Le film est d’ailleurs politique a plus d’un titre : à la fois par son discours sur le genre et sa performance, ou à travers les scènes sur la prévention sexuelle. En quoi cet aspect du récit comptait-il lors de l’écriture de Trois nuits par semaine ?

Oui c’est à ce moment-là que le film s’est trouvé à l’écriture. Trois Nuits par semaine est né d’abord de la relation entre Baptiste et Cookie mais développait plus la crise de la trentaine de Baptiste, la question de se trouver professionnellement, d’avoir des enfants ou pas.

Alors que j’écrivais, j’ai accompagné un an l’association Aremedia, qui propose des dépistages santé sexuelle hors des hôpitaux, dans la rue. De fil en aiguille, j’ai réalisé que si j’amenais ça aussi dans le film, je pourrais m’appuyer sur un ancrage social beaucoup plus riche. Parler du Paris que je connais : à la fois le Paris nocturne du drag et le Paris que j’ai observé, peuplé de personnes moins favorisées que les personnages principaux.

Raphaëlle Desplechin, qui a collaboré à l’écriture, m’a alors encouragé à écrire un film qui ne soit pas hors-sol. C’est comme ça que les dépistages sont devenus plus centraux. Par ailleurs, comme une fois par an, à l’initiative d’Enza Fragola et Minima Gesté, les artistes drags font la quête dans les rues de Paris pour le Sidaction (le Sidragtion), quelque chose est devenu évident : ces drag queens pourraient aussi travailler dans la prévention, tandis que la copine de Baptiste pourrait être infirmière. C’est comme ça que les deux mondes se sont se reliés.



Il y a une dimension galvanisante dans le film et qui est illustrée par cette scène où les queens, pour faire taire des homophobes, passent la musique de Divine à fond sur une aire d’autoroute. Est-ce que tu peux nous parler de la dimension d’empowerment queer qu’il y a dans ton film ?

Le plus étonnant justement, c’est que dans cette scène, elles ne sont pas en drag ! C’est quelque chose que j’ai pu expérimenter ; comment la pratique du drag infuse notre perception de nous-même jusqu’en dehors de la scène. Le drag est finalement une pratique libératrice, récréative, qui a à voir avec une puissance de super-héroïne. Par exemple, en tant que queen, on se choisit des attributs de la puissance féminine ; chacun se pare de ce qui lui donnera de la force. Puis à force de pratiquer le drag, on se rend compte qu’une fois cette puissance libérée, on parvient aussi à se l’offrir en dehors du personnage.

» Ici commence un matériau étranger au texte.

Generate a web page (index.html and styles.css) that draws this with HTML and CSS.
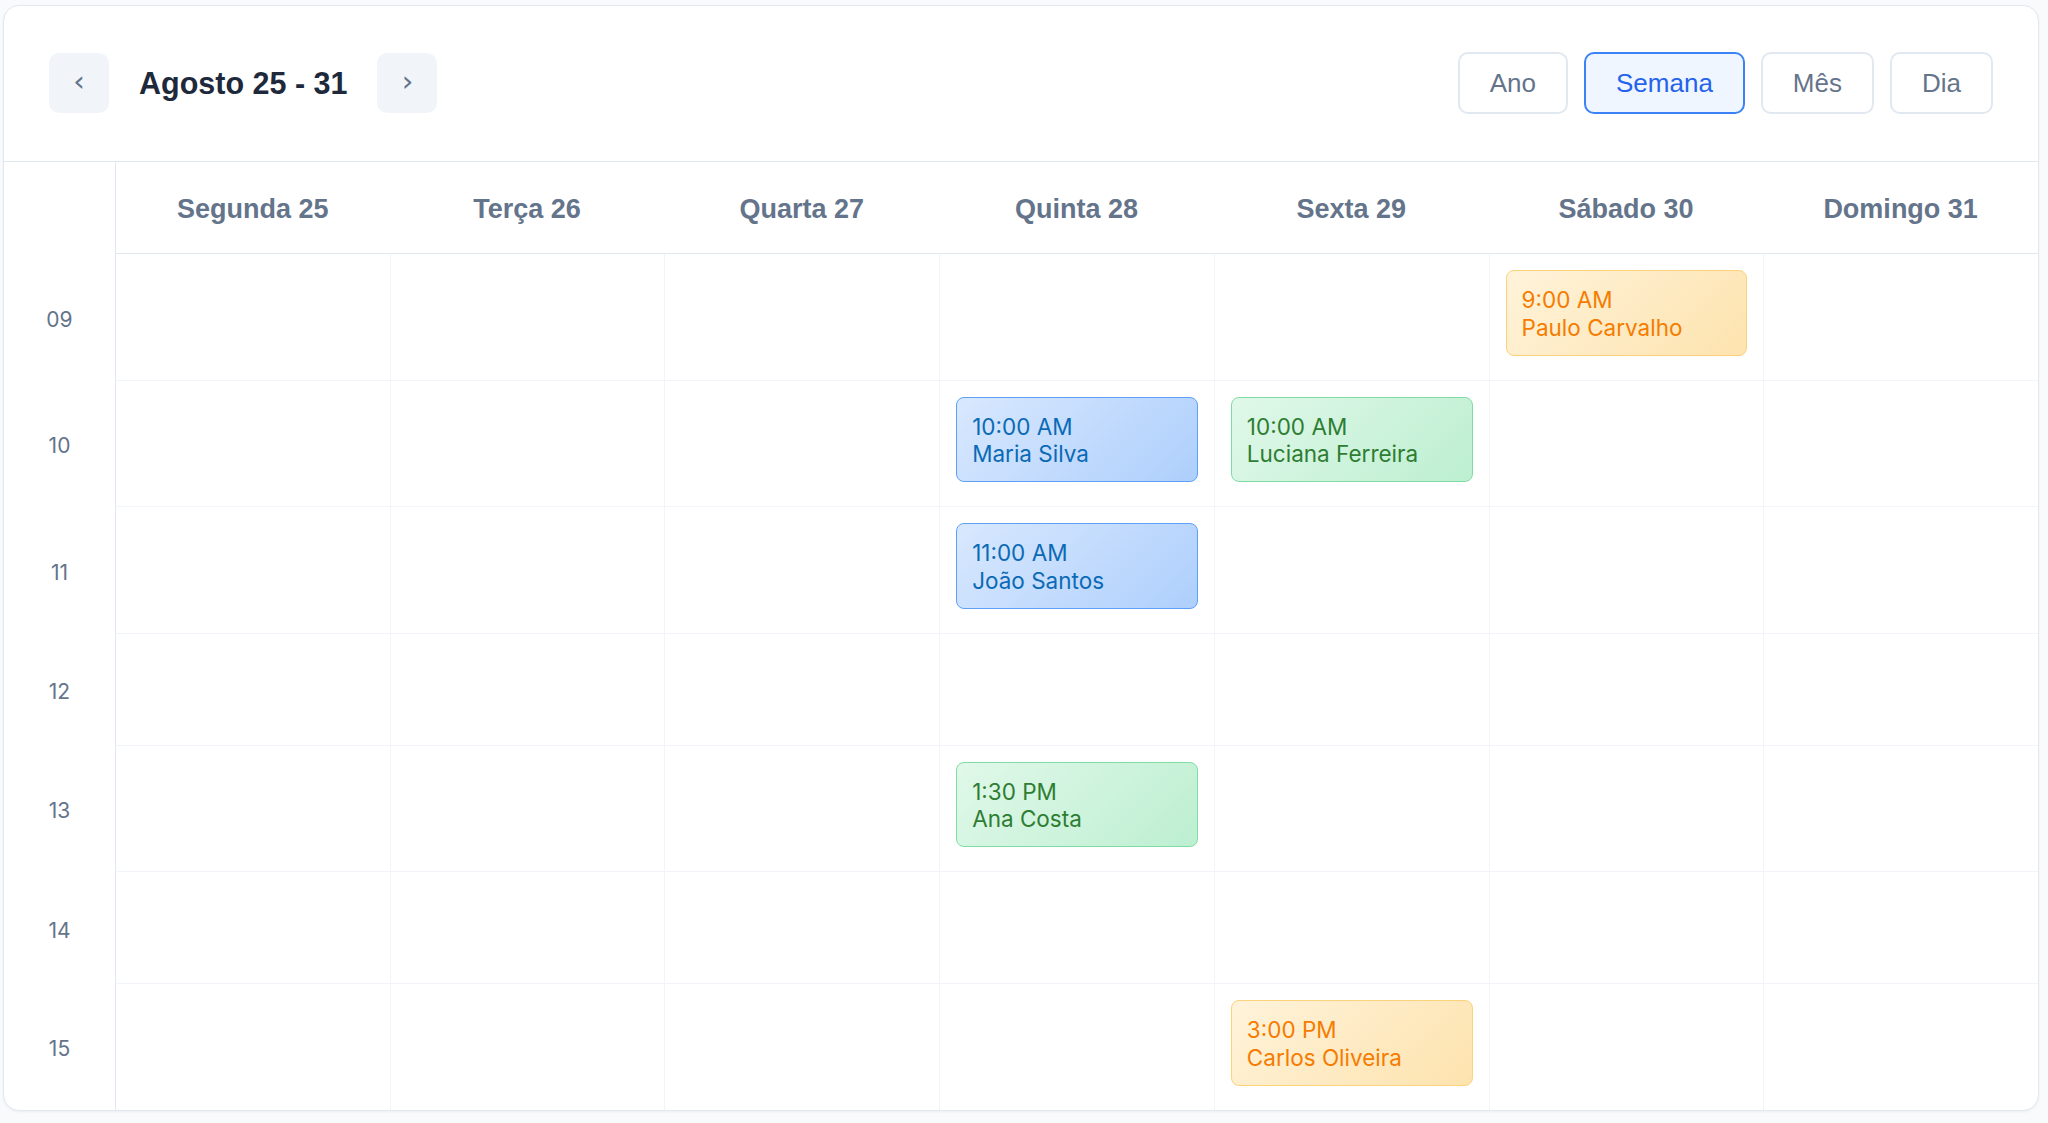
FILE: index.html
```html
<!DOCTYPE html>
<html lang="pt">
<head>
<meta charset="utf-8">
<title>Agenda semanal</title>
<link rel="stylesheet" href="styles.css">
</head>
<body>
<div class="card">
  <header class="toolbar">
    <div class="nav">
      <button class="nav-btn">‹</button>
      <h1 class="title">Agosto 25 - 31</h1>
      <button class="nav-btn">›</button>
    </div>
    <div class="views">
      <button class="view-btn">Ano</button>
      <button class="view-btn active">Semana</button>
      <button class="view-btn">Mês</button>
      <button class="view-btn">Dia</button>
    </div>
  </header>

  <div class="grid">
    <div class="corner"></div>
    <div class="day-head first">Segunda 25</div>
    <div class="day-head">Terça 26</div>
    <div class="day-head">Quarta 27</div>
    <div class="day-head">Quinta 28</div>
    <div class="day-head">Sexta 29</div>
    <div class="day-head">Sábado 30</div>
    <div class="day-head">Domingo 31</div>

    <!-- 09 -->
    <div class="time">09</div>
    <div class="cell first"></div><div class="cell"></div><div class="cell"></div><div class="cell"></div><div class="cell"></div>
    <div class="cell"><div class="event orange"><span>9:00 AM</span><span>Paulo Carvalho</span></div></div>
    <div class="cell"></div>

    <!-- 10 -->
    <div class="time">10</div>
    <div class="cell first"></div><div class="cell"></div><div class="cell"></div>
    <div class="cell"><div class="event blue"><span>10:00 AM</span><span>Maria Silva</span></div></div>
    <div class="cell"><div class="event green"><span>10:00 AM</span><span>Luciana Ferreira</span></div></div>
    <div class="cell"></div><div class="cell"></div>

    <!-- 11 -->
    <div class="time">11</div>
    <div class="cell first"></div><div class="cell"></div><div class="cell"></div>
    <div class="cell"><div class="event blue"><span>11:00 AM</span><span>João Santos</span></div></div>
    <div class="cell"></div><div class="cell"></div><div class="cell"></div>

    <!-- 12 -->
    <div class="time">12</div>
    <div class="cell first"></div><div class="cell"></div><div class="cell"></div><div class="cell"></div><div class="cell"></div><div class="cell"></div><div class="cell"></div>

    <!-- 13 -->
    <div class="time">13</div>
    <div class="cell first"></div><div class="cell"></div><div class="cell"></div>
    <div class="cell"><div class="event green"><span>1:30 PM</span><span>Ana Costa</span></div></div>
    <div class="cell"></div><div class="cell"></div><div class="cell"></div>

    <!-- 14 -->
    <div class="time">14</div>
    <div class="cell first"></div><div class="cell"></div><div class="cell"></div><div class="cell"></div><div class="cell"></div><div class="cell"></div><div class="cell"></div>

    <!-- 15 -->
    <div class="time">15</div>
    <div class="cell first last"></div><div class="cell last"></div><div class="cell last"></div><div class="cell last"></div>
    <div class="cell last"><div class="event orange"><span>3:00 PM</span><span>Carlos Oliveira</span></div></div>
    <div class="cell last"></div><div class="cell last"></div>
  </div>
</div>
</body>
</html>
```

FILE: styles.css
```css
* { box-sizing: border-box; }

html, body {
  margin: 0;
  padding: 0;
  background: #f8fafc;
}

body {
  font-family: "Liberation Sans", Arial, sans-serif;
  color: #1e293b;
}

.card {
  margin: 5px 9px 10px 3px;
  background: #ffffff;
  border: 1px solid #e2e8f0;
  border-radius: 16px;
  overflow: hidden;
  box-shadow: 0 1px 3px rgba(15, 23, 42, 0.05);
}

.toolbar {
  display: flex;
  align-items: center;
  justify-content: space-between;
  padding: 46px 45px 47px 45px;
  border-bottom: 1px solid #e2e8f0;
}

.nav {
  display: flex;
  align-items: center;
  gap: 30px;
}

.nav-btn {
  width: 60px;
  height: 60px;
  border: none;
  border-radius: 10px;
  background: #f1f5f9;
  color: #64748b;
  font-family: "DejaVu Sans", sans-serif;
  font-size: 29px;
  line-height: 1;
  padding: 0 0 3px 0;
}

.title {
  margin: 0;
  font-size: 30.5px;
  font-weight: 700;
  color: #1e293b;
  letter-spacing: 0;
}

.views {
  display: flex;
  gap: 16px;
}

.view-btn {
  height: 62px;
  padding: 0 30px;
  border: 2px solid #e2e8f0;
  border-radius: 10px;
  background: #ffffff;
  color: #64748b;
  font-family: "Liberation Sans", Arial, sans-serif;
  font-size: 26px;
}

.view-btn.active {
  border-color: #3b82f6;
  background: #eff6ff;
  color: #2563eb;
}

.grid {
  display: grid;
  grid-template-columns: 111px repeat(7, 1fr);
}

.day-head {
  height: 92px;
  display: flex;
  align-items: center;
  justify-content: center;
  border-bottom: 1px solid #e2e8f0;
  font-size: 27px;
  font-weight: 700;
  color: #64748b;
  padding-top: 3px;
}

.day-head.first {
  border-left: 1px solid #e2e8f0;
}

.time {
  display: flex;
  align-items: center;
  justify-content: center;
  font-family: Inter, "Liberation Sans", sans-serif;
  font-size: 21px;
  color: #64748b;
  padding-top: 4px;
}

.cell {
  min-height: 112px;
  padding: 16px;
  border-left: 1px solid #f1f5f9;
  border-bottom: 1px solid #f1f5f9;
}

.cell.first {
  border-left-color: #e2e8f0;
}

.cell.last {
  border-bottom: none;
  min-height: 111px;
}

.event {
  display: flex;
  flex-direction: column;
  height: 85.5px;
  margin-bottom: 8px;
  padding: 15px 15px 14px;
  border: 1px solid;
  border-radius: 8px;
  font-family: Inter, "Liberation Sans", sans-serif;
  font-size: 22.5px;
  line-height: 27.5px;
}

.event.blue {
  background: linear-gradient(135deg, #d8e8fe 0%, #aecffc 100%);
  border-color: #5ea0f8;
  color: #0b6ab5;
}

.event.green {
  background: linear-gradient(135deg, #e0f8e9 0%, #bdefd1 100%);
  border-color: #7fdda3;
  color: #2e7d32;
}

.event.orange {
  background: linear-gradient(135deg, #fff3da 0%, #fde3ae 100%);
  border-color: #fcd27a;
  color: #f57c00;
}
```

La scène où elles dansent sur l’aire d’autoroute est une guerre de territoire ; c’est le monde hétérosexuel et viriliste qui dit au monde queer : « Vous prenez trop de place, disparaissez ». Et les queens en civil leur répondent par la fête et la provocation, en faisant encore plus de bruit et en revendiquant le droit d’occuper cet espace public. Comme on le disait tout à l’heure, c’est un combat politique, mais qui se fait dans la joie.

Qu’est-ce que cela signifie pour toi de montrer pour la première fois ton film sur une grande scène internationale comme la Mostra de Venise ?

C’est un des plus beaux rendez-vous qu’on pouvait imaginer pour la première du film, je suis très ému. De savoir qu’il va être vu aussi par des professionnels du cinéma dont le travail compte pour moi. J’espère que le film va les faire rire et les émouvoir. Et qu’ils percevront qu’au-delà d’une déclaration d’amour à l’art du drag, c’est aussi une déclaration d’amour au cinéma. J’ai beaucoup souffert de la fermeture des salles pendant le confinement. C’est pour moi un endroit-ressource, et je suis très touché aujourd’hui à l’idée d’avoir fabriqué un objet qui existe à son tour sur les écrans.

Et puis être à Venise, avec un film d’amour, tout de même c’est joyeux.



Travailles-tu déjà sur un nouveau projet en tant que cinéaste ?

J’ai deux projets en cours. Je compte repasser par le court métrage pour boucler un chapitre de mes films précédents sur le drag. Si je vais au bout de ce projet, on devrait revoir Javel à l’écran, prise comme dans Un homme mon fils dans des problématiques familiales !

Et je développe un deuxième long métrage qui sera centré cette fois sur le monde des soignants. J’aime bien me dire que l’amorce du film suivant se cache toujours dans le précédent. Et en effet, je n’avais pas réalisé qu’en mettant en scène une équipe de médecins dans Trois nuits par semaine, j’étais déjà en train de tisser un autre fil de mon travail.

C’est sans doute pour cette raison que dans le générique, le film leur est aussi dédié. « Aux associations engagées pour la Santé Publique, aux bénévoles et aux soignant.e.s. À celles et ceux qui œuvrent pour la sauvegarde des libertés et du vivre-ensemble ».


Entretien réalisé par Nicolas Bardot le 22 août 2022.